10 Great Horror Movies to Stream This Weekend

10 Great Horror Movies to Stream This Weekend

The saga of Samara, the stringy-haired little girl ghoul who stalks anyone who dares watch her VHS tape, seemed to come to a suitable conclusion with 2005’s The Ring Two. Nonetheless, beginning today, movie fans can once again watch unfortunate people try to avoid being killed by the specter in Rings, a 12-years-later sequel that does its best to update its analog conceit for the digital age. If early reviews are any indication, however, Rings falls woefully short of its chilling predecessors (it currently sits at 0 percent on Rotten Tomatoes, including pans from Variety and The Hollywood Reporter). But what if you were clamoring for a few good scares this Super Bowl weekend? Never fear — just follow our suggestions for ten superb horror movies available to stream at home, or on your mobile devices, right now.

The Mist (Available on Amazon Prime)

Frank Darabont’s 2007 adaptation of Stephen King’s 1980 novella is a superior supernatural thriller about a group of neighborhood acquaintances who, after a mysterious mist rolls into town, take refuge in the local grocery store — where at least one citizen proves to be as frightening as the dangers lurking outside. As we discussed with Darabont last year, the film also boasts arguably the single meanest ending in cinema history.

Sinister (Available on Netflix)

Before he began opening up pathways to other dimensions in last November’s Doctor Strange, director Scott Derrickson was serving up serious scares with his 2012 hit Sinister, about a true-crime writer (Ethan Hawke) who moves into the house where his latest grisly subject took place — a mistake that invariably puts his family directly in the crosshairs of an evil child-snatching spirit.

Event Horizon (Available on Amazon Prime)

Paul W.S. Anderson may be best known for his Resident Evil films, but his finest effort remains this 1997 sci-fi nightmare about a crew of astronauts (led by Sam Neill and Laurence Fishburne) on a mission to investigate a long-lost space ship that’s suddenly reappeared. Think of it as a cross between Alien and Hellraiser — in the best possible sense.

An American Werewolf in London (Available on Netflix, Amazon Prime and Shudder)

John Landis’s seminal 1981 horror-comedy concerns two Americans whose backpacking trip through England is rudely interrupted by a werewolf attack, which leaves one of them with a seriously hair condition.
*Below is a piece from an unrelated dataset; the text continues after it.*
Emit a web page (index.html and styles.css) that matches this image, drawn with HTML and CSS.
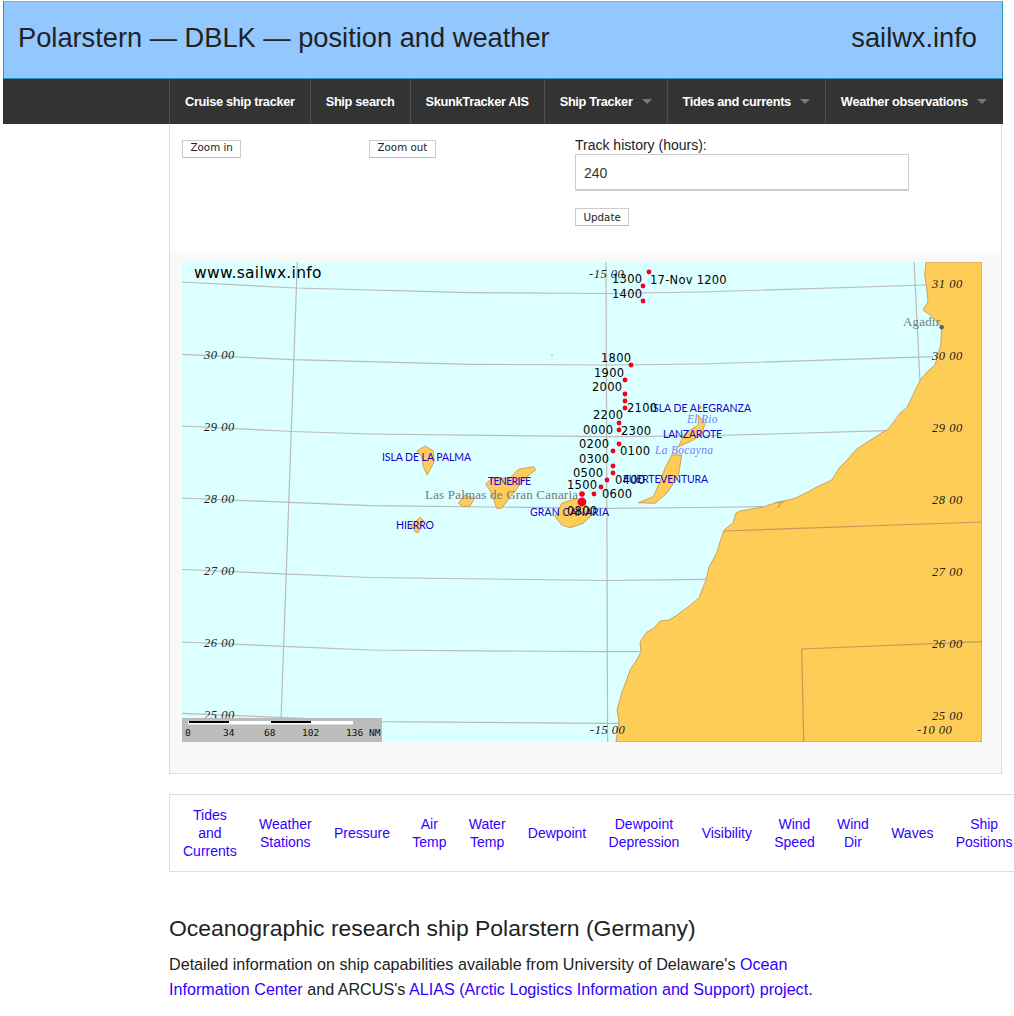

It still boasts some of the finest pre-CGI human-transformation effects committed to celluloid.

The Devil’s Rejects (Available on Amazon Prime)

Rob Zombie moved to the forefront of his generation’s horror-directing pack with his 2005 exploitation throwback about a family of psychotic killers being pursued (during a sadistic rampage) by a lunatic cop. It’s a nasty, gnarly piece of southern-fried horror.

Stephen King’s Children of the Corn (Available on Netflix and Shudder)

Before she faced off against Arnold Schwarzenegger’s cyborg assassin in The Terminator, Linda Hamilton found herself pitted against a cult-ish gang of Nebraska children determined to kill adults in order to appease their malevolent god in this 1984 adaptation of Stephen King’s short story. Malachai!!!

A Girl Walks Home Alone at Night (Available on Netflix)

Iranian director Ana Lily Amirpour’s 2014 debut is a sleek, moody black-and-white vampire saga about a lonely female bloodsucker in a chador who preys upon the living, and the man with whom she strikes up an unlikely relationship. It’s a chilling, hypnotic take on familiar material.

Alice Sweet Alice (Available on Amazon Prime)

Featuring the screen debut of Brooke Shields, this under-heralded 1976 thriller concerns a murder spree by a fiend in a translucent mask and a yellow raincoat — a get-up that’s almost as frightening as some of the jolt scares found in this surprisingly durable early slasher film.

The Host (Available on Netflix and Shudder)

With more than a bit of Spielberg-ian flair, South Korean auteur Bong Joon-Ho delivers a thrilling saga of supernatural chaos and familial bonds with this import about a clan torn apart by the sudden appearance of a gigantic aquatic monster.

The Texas Chainsaw Massacre (Available on Amazon Prime)

The greatest horror film in history (that’s right, I said it), Tobe Hooper’s 1974 classic concerns a group of road-tripping hippie kids who wind up being preyed upon by a not-very-nice family of cannibals, including the skin-mask-wearing Leatherface.

It Follows (Available on Netflix)

Sex is a gateway to STD-style supernatural doom in David Robert Mitchell’s John Carpenter-esque It Follows, in which a teenage girl (Maika Monroe) must, after a night spent with her boyfriend, flee a host of undead specters that are stalking her.